Make sure your contracts are clear. Employees often create IP in the course of their role, but you should still use express clauses to confirm company ownership. With contractors, ownership does not automatically flow to you-use an IP Assignment or ensure your services agreement assigns new IP to your company.
Should I Keep My Invention A Trade Secret Instead?
It depends. Patents require disclosure and last a limited time, but they give you strong exclusive rights. Trade secrets can last indefinitely if you maintain secrecy-however, they don’t protect you if someone independently discovers or reverse-engineers your idea. For some manufacturing processes, trade secrets are ideal; for easily reverse-engineered products, patents often make more sense.
Practical Tips To Maximise Your Patent Strategy
- Document Your Development: Keep dated records of prototypes and iterations. This helps when briefing attorneys and proving ownership.
- Plan Your Publicity: Avoid disclosing key technical details until you’ve filed. Be careful with pitch events, websites, sales listings and social media.
- Budget For The Journey: Costs aren’t just filing fees-factor in attorney time, examination, possible objections, renewals and any international filings.
- Match Your IP To Your Growth: Align filings with your product roadmap and target markets. You don’t need to file everywhere-prioritise the countries that matter.
- Contract For Control: Use NDAs, licences and supply/manufacturing terms to keep a tight grip on your IP during scale-up.
- Don’t Neglect Brand Protection: Patents protect function; your brand and product look may be just as valuable.
Key Takeaways
- Patents in Australia can protect new and inventive products or processes and help you maintain a competitive edge.

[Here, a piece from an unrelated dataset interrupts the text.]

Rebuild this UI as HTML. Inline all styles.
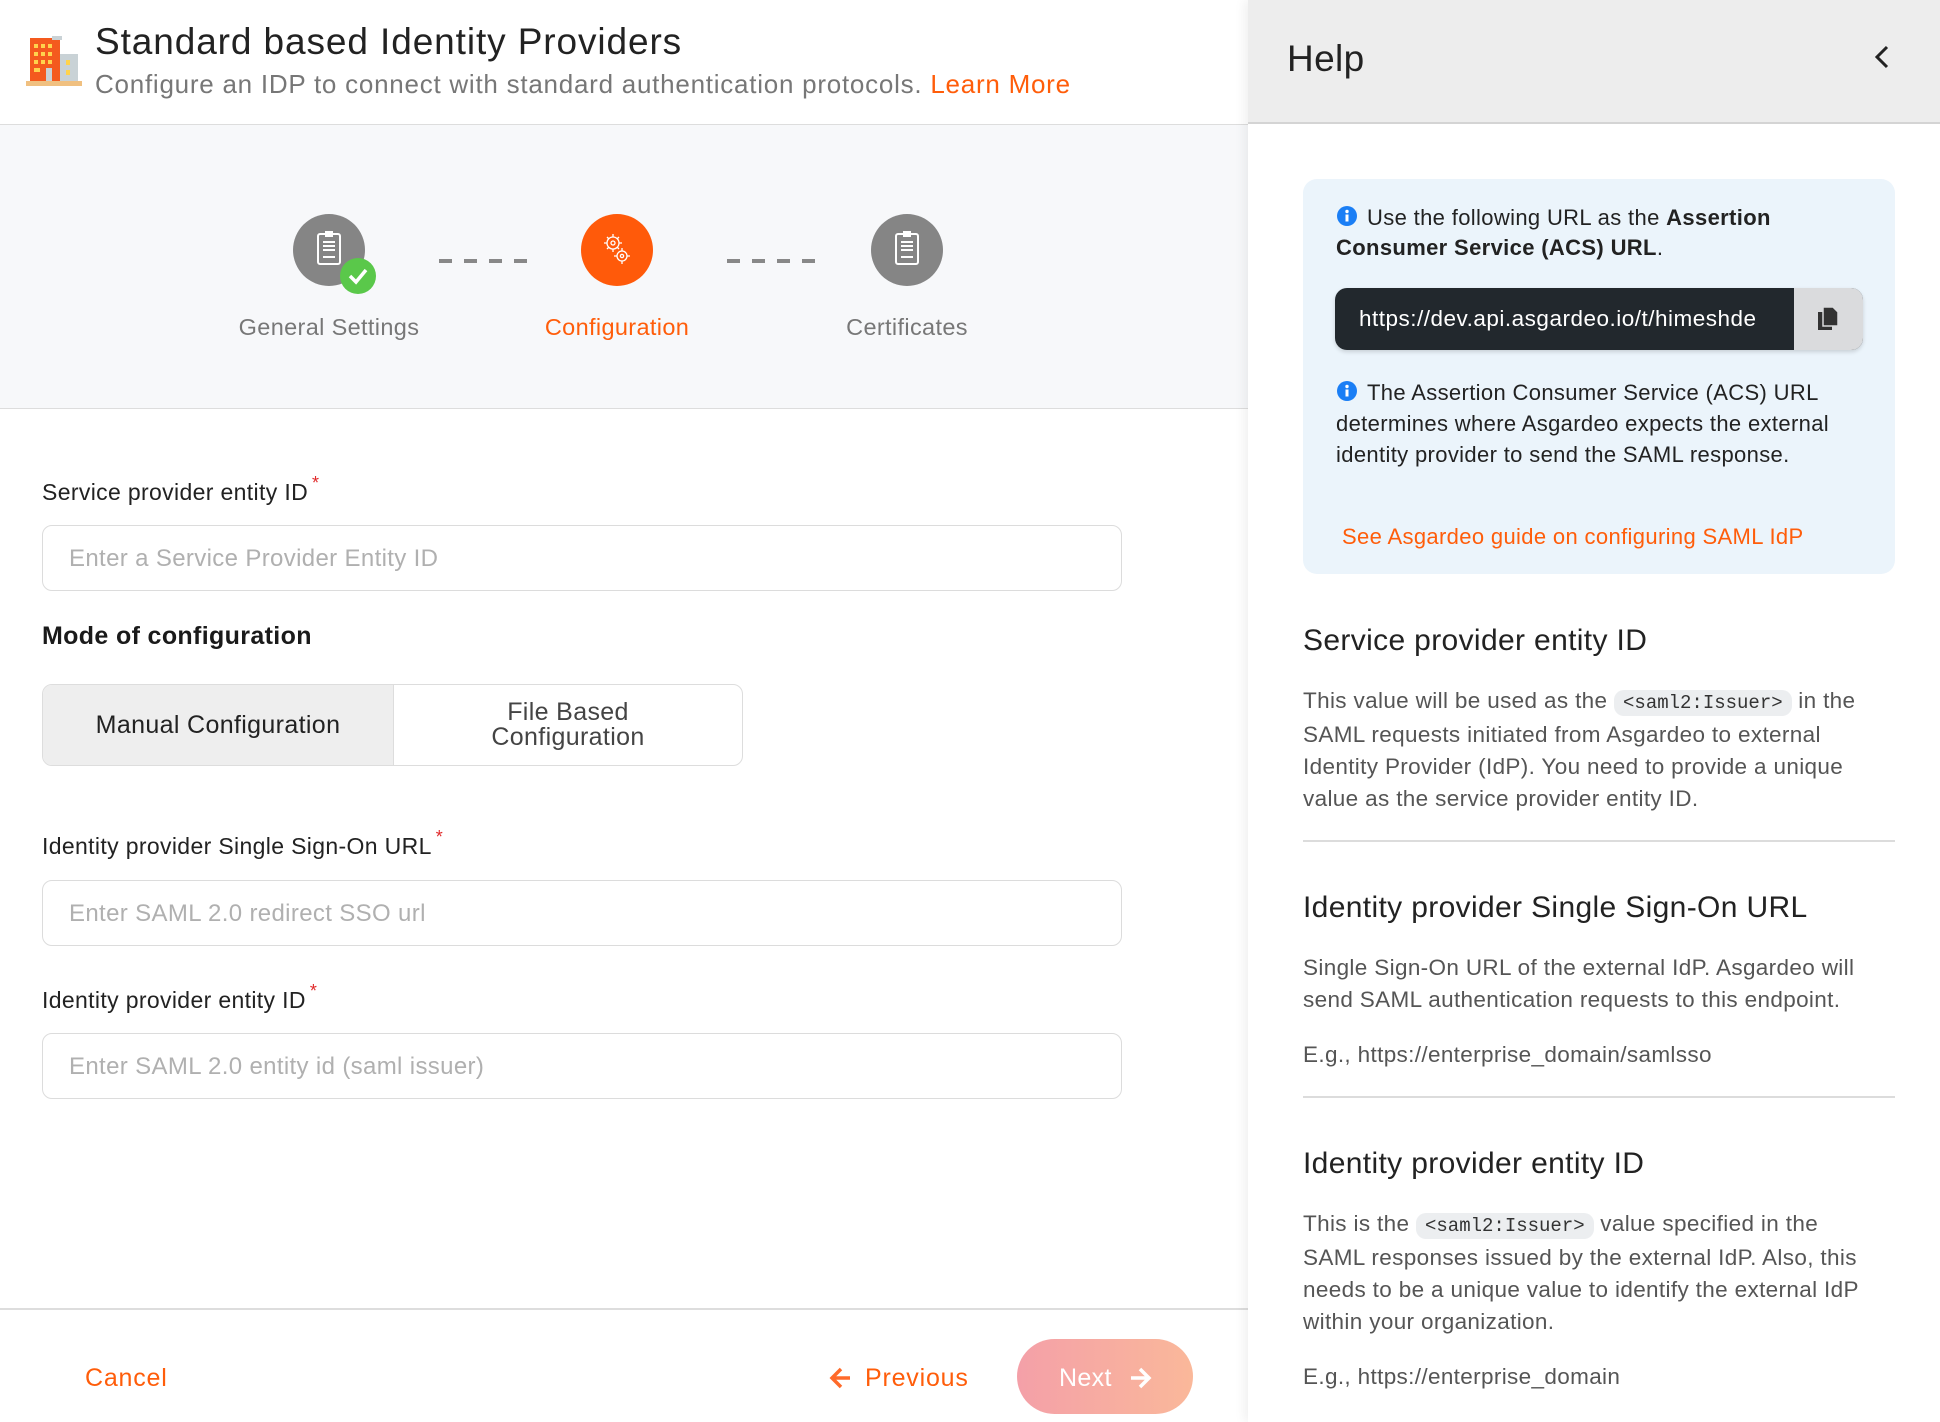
<!DOCTYPE html>
<html><head><meta charset="utf-8"><style>
*{box-sizing:border-box;margin:0;padding:0}
body{width:1940px;height:1422px;overflow:hidden;background:#fff;font-family:"Liberation Sans",sans-serif;position:relative;color:#222;letter-spacing:0.35px}
.a{position:absolute;white-space:nowrap}
.inp{position:absolute;left:42px;width:1080px;height:66px;border:1.5px solid #dcdcdc;border-radius:10px;font-size:24px;color:#b0b0b0;padding-left:26px;line-height:66px}
.lbl{font-size:23px;color:#222}
.req{color:#e0292a;font-size:18px;vertical-align:top;position:relative;top:-6px;margin-left:4px}
.circ{position:absolute;width:72px;height:72px;border-radius:50%;top:214px}
.dash{position:absolute;top:259px;height:4px;width:88px;background:repeating-linear-gradient(90deg,#888 0 13px,transparent 13px 25px)}
.ht{font-size:30px;color:#222}
.hp{font-size:22.5px;color:#555;line-height:32px}
code{font-family:"Liberation Mono",monospace;font-size:19px;background:#eceef0;border-radius:10px;padding:2px 9px;color:#333;letter-spacing:0}
.hr{position:absolute;left:1303px;width:592px;height:1.5px;background:#dcdcdc}
</style></head><body>
<svg class="a" style="left:26px;top:34px" width="56" height="54" viewBox="0 0 56 54">
<rect x="4" y="4" width="30" height="44" fill="#f45a1e"/><rect x="26" y="2" width="10" height="4" fill="#c9d2d6"/>
<rect x="34" y="20" width="18" height="28" fill="#c9d2d6"/>
<g fill="#ffd34d"><rect x="8" y="10" width="4" height="4"/><rect x="15" y="10" width="4" height="4"/><rect x="22" y="10" width="4" height="4"/><rect x="8" y="18" width="4" height="4"/><rect x="15" y="18" width="4" height="4"/><rect x="22" y="18" width="4" height="4"/><rect x="8" y="26" width="4" height="4"/><rect x="15" y="26" width="4" height="4"/><rect x="22" y="26" width="4" height="4"/><rect x="8" y="34" width="6" height="4"/><rect x="40" y="26" width="4" height="5"/><rect x="40" y="36" width="4" height="5"/></g>
<rect x="20" y="34" width="6" height="14" fill="#c9d2d6"/><rect x="0" y="47" width="56" height="5" fill="#f0c080"/></svg>
<div class="a" style="left:95px;top:21px;font-size:37px;color:#222;letter-spacing:0.9px">Standard based Identity Providers</div>
<div class="a" style="left:95px;top:69px;font-size:26px;color:#777;letter-spacing:0.75px">Configure an IDP to connect with standard authentication protocols. <span style="color:#ff5d0a">Learn More</span></div>
<div class="a" style="left:0;top:124px;width:1248px;height:285px;background:#f7f8fa;border-top:1.5px solid #ddd;border-bottom:1.5px solid #ddd"></div>
<div class="circ" style="left:293px;background:#858585"></div>
<svg class="a" style="left:315px;top:230px" width="28" height="36" viewBox="0 0 28 36"><rect x="3" y="4" width="22" height="30" rx="2" fill="none" stroke="#fff" stroke-width="2"/><rect x="10" y="1" width="8" height="6" fill="#fff"/><path d="M8 12h12M8 16h12M8 20h12M8 27h12" stroke="#fff" stroke-width="2"/></svg>
<div class="a" style="left:340px;top:258px;width:36px;height:36px;border-radius:50%;background:#5ac84a"></div>
<svg class="a" style="left:340px;top:258px" width="36" height="36"><path d="M10 18l6 6 10-12" stroke="#fff" stroke-width="3.5" fill="none"/></svg>
<div class="circ" style="left:581px;background:#ff5a0a"></div>
<svg class="a" style="left:600px;top:230px" width="34" height="40" viewBox="0 0 34 40"><g fill="none" stroke="#fff" stroke-width="1.3"><circle cx="13" cy="13" r="6"/><circle cx="13" cy="13" r="2"/><circle cx="22" cy="26" r="5"/><circle cx="22" cy="26" r="1.6"/><path d="M13 4v3M13 19v3M4 13h3M19 13h3M7 7l2 2M17 17l2 2M7 19l2-2M17 9l2-2M22 18v3M22 31v3M14 26h3M27 26h3"/></g></svg>
<div class="circ" style="left:871px;background:#858585"></div>
<svg class="a" style="left:893px;top:230px" width="28" height="36" viewBox="0 0 28 36"><rect x="3" y="4" width="22" height="30" rx="2" fill="none" stroke="#fff" stroke-width="2"/><rect x="10" y="1" width="8" height="6" fill="#fff"/><path d="M8 12h12M8 16h12M8 20h12M8 27h12" stroke="#fff" stroke-width="2"/></svg>
<div class="dash" style="left:439px"></div><div class="dash" style="left:727px"></div>
<div class="a" style="left:229px;top:314px;width:200px;text-align:center;font-size:23.5px;color:#777">General Settings</div>
<div class="a" style="left:517px;top:314px;width:200px;text-align:center;font-size:23.5px;color:#ff5d0a">Configuration</div>
<div class="a" style="left:807px;top:314px;width:200px;text-align:center;font-size:23.5px;color:#777">Certificates</div>
<div class="a lbl" style="left:42px;top:479px">Service provider entity ID<span class="req">*</span></div>
<div class="inp" style="top:525px">Enter a Service Provider Entity ID</div>
<div class="a" style="left:42px;top:622px;font-size:25px;font-weight:bold;color:#1a1a1a">Mode of configuration</div>
<div class="a" style="left:42px;top:684px;width:701px;height:82px;border:1.5px solid #ddd;border-radius:10px;overflow:hidden;display:flex">
<div style="width:351px;background:#eee;border-right:1.5px solid #ddd;font-size:25px;color:#222;text-align:center;line-height:81px">Manual Configuration</div>
<div style="flex:1;font-size:25px;color:#444;text-align:center;line-height:25px;padding-top:15px">File Based<br>Configuration</div></div>
<div class="a lbl" style="left:42px;top:833px">Identity provider Single Sign-On URL<span class="req">*</span></div>
<div class="inp" style="top:880px">Enter SAML 2.0 redirect SSO url</div>
<div class="a lbl" style="left:42px;top:987px">Identity provider entity ID<span class="req">*</span></div>
<div class="inp" style="top:1033px">Enter SAML 2.0 entity id (saml issuer)</div>
<div class="a" style="left:0;top:1308px;width:1248px;height:2px;background:#ddd"></div>
<div class="a" style="left:85px;top:1364px;font-size:25px;color:#ff5d0a;letter-spacing:0.8px">Cancel</div>
<svg class="a" style="left:828px;top:1365px" width="26" height="26"><path d="M22 13H5M13 4l-9 9 9 9" stroke="#ff6a2a" stroke-width="3.5" fill="none"/></svg>
<div class="a" style="left:865px;top:1364px;font-size:25px;color:#ff5d0a;letter-spacing:0.8px">Previous</div>
<div class="a" style="left:1017px;top:1339px;width:176px;height:75px;border-radius:38px;background:linear-gradient(90deg,#f4a0a8,#fab89a)"></div>
<div class="a" style="left:1059px;top:1364px;font-size:25px;color:#fff">Next</div>
<svg class="a" style="left:1127px;top:1365px" width="26" height="26"><path d="M4 13h17M13 4l9 9-9 9" stroke="#fff" stroke-width="3.5" fill="none"/></svg>
<div class="a" style="left:1248px;top:0;width:692px;height:1422px;background:#fff;box-shadow:-4px 0 10px rgba(0,0,0,.06)"></div>
<div class="a" style="left:1248px;top:0;width:692px;height:124px;background:#ededed;border-bottom:2px solid #d4d4d4"></div>
<div class="a" style="left:1287px;top:38px;font-size:37px;color:#222">Help</div>
<svg class="a" style="left:1872px;top:44px" width="20" height="26"><path d="M15 3L5 13l10 10" stroke="#222" stroke-width="3" fill="none"/></svg>
<div class="a" style="left:1303px;top:179px;width:592px;height:395px;background:#ebf4fb;border-radius:14px"></div>
<svg class="a" style="left:1337px;top:206px" width="20" height="20"><circle cx="10" cy="10" r="10" fill="#1a7ef5"/><rect x="8.5" y="8.5" width="3" height="7" fill="#fff"/><circle cx="10" cy="5.5" r="1.7" fill="#fff"/></svg>
<div class="a" style="left:1336px;top:203px;font-size:22px;line-height:30px;color:#222"><span style="margin-left:31px"></span>Use the following URL as the <b>Assertion</b><br><b>Consumer Service (ACS) URL</b>.</div>
<div class="a" style="left:1335px;top:288px;width:528px;height:62px;border-radius:12px;background:#22282d;overflow:hidden;box-shadow:0 2px 4px rgba(0,0,0,.15)">
<div style="position:absolute;left:24px;top:18px;font-size:22.5px;color:#fff;letter-spacing:0.5px">https://dev.api.asgardeo.io/t/himeshde</div>
<div style="position:absolute;left:459px;top:0;width:69px;height:62px;background:#dadbdd"></div>
<svg style="position:absolute;left:481px;top:18px" width="26" height="28"><rect x="2" y="6" width="14" height="18" fill="#333"/><path d="M7 1h10l5 5v14H7z" fill="#333" stroke="#dadbdd" stroke-width="1.5"/></svg></div>
<svg class="a" style="left:1337px;top:381px" width="20" height="20"><circle cx="10" cy="10" r="10" fill="#1a7ef5"/><rect x="8.5" y="8.5" width="3" height="7" fill="#fff"/><circle cx="10" cy="5.5" r="1.7" fill="#fff"/></svg>
<div class="a" style="left:1336px;top:377px;font-size:22px;line-height:31px;color:#222"><span style="margin-left:31px"></span>The Assertion Consumer Service (ACS) URL<br>determines where Asgardeo expects the external<br>identity provider to send the SAML response.</div>
<div class="a" style="left:1342px;top:524px;font-size:22px;color:#ff5d0a">See Asgardeo guide on configuring SAML IdP</div>
<div class="a ht" style="left:1303px;top:624px">Service provider entity ID</div>
<div class="a hp" style="left:1303px;top:685px">This value will be used as the <code>&lt;saml2:Issuer&gt;</code> in the<br>SAML requests initiated from Asgardeo to external<br>Identity Provider (IdP). You need to provide a unique<br>value as the service provider entity ID.</div>
<div class="hr" style="top:840px"></div>
<div class="a ht" style="left:1303px;top:891px">Identity provider Single Sign-On URL</div>
<div class="a hp" style="left:1303px;top:952px">Single Sign-On URL of the external IdP. Asgardeo will<br>send SAML authentication requests to this endpoint.</div>
<div class="a hp" style="left:1303px;top:1039px">E.g., https://enterprise_domain/samlsso</div>
<div class="hr" style="top:1096px"></div>
<div class="a ht" style="left:1303px;top:1147px">Identity provider entity ID</div>
<div class="a hp" style="left:1303px;top:1208px">This is the <code>&lt;saml2:Issuer&gt;</code> value specified in the<br>SAML responses issued by the external IdP. Also, this<br>needs to be a unique value to identify the external IdP<br>within your organization.</div>
<div class="a hp" style="left:1303px;top:1361px">E.g., https://enterprise_domain</div>
</body></html>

- Before filing, keep your invention confidential and sanity-check patentability and commercial value with specialist advice.
- A common pathway is: lock down confidentiality, consider trade mark and design protection, file a provisional application, then file a complete Australian application and plan any international filings.
- Combine patents with other IP tools-trade marks for brand, registered designs for product appearance, and contracts for confidentiality and ownership.
- Key documents include an NDA, IP Assignment, and IP Licence, with trade mark and design registrations to round out your protection.
- It’s smart to align your patent strategy with your go-to-market plan, budget and growth goals, and get help from an Intellectual Property Lawyer early.